After the bell, shares dropped 13% to $6.35.
In the three months to Feb. 1, the New York-based retailer reported a 16% year-over-year sales decrease to $670 million. Comparable-store sales, which include its e-commerce channel, tumbled 15% compared to an 8% drop a year earlier.
Analysts had forecast sales of $683.79 million, according to averages compiled by Thomson Reuters.
The teen-focused chain reported a net loss of $70.3 million, or 90 cents a share, compared to analysts' estimated loss of $23.75 million, or 31 cents a share.
Excluding tax and legal-related charges, losses of $27.1 million, or 35 cents a share, were wider than an expected $22.9 million, or 31 cents a share.
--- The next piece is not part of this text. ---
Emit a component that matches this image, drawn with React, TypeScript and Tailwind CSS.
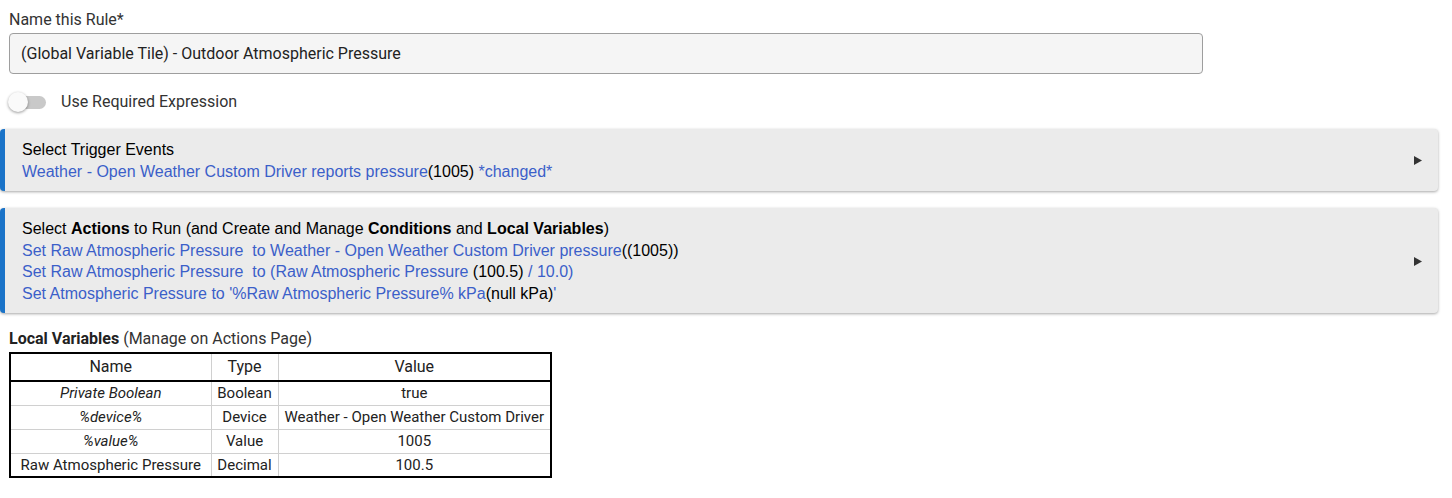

Aeropostale had previously guided for a net loss between 24 cents and 32 cents a share.
"The results we generated in 2013 are not acceptable nor are they a reflection of the progress we believe we have made in transforming our brand," said CEO Thomas P. Johnson in a statement.
Gross margins fell 680 basis points to 13% as Aeropostale engaged in deep discounting over a more promotional holiday shopping season than normal.
For its first quarter ending April, the company anticipates a net loss in the range of 70 cents to 75 cents a share, stripping away the impact of expected consulting fees and the potential for accelerated store closures.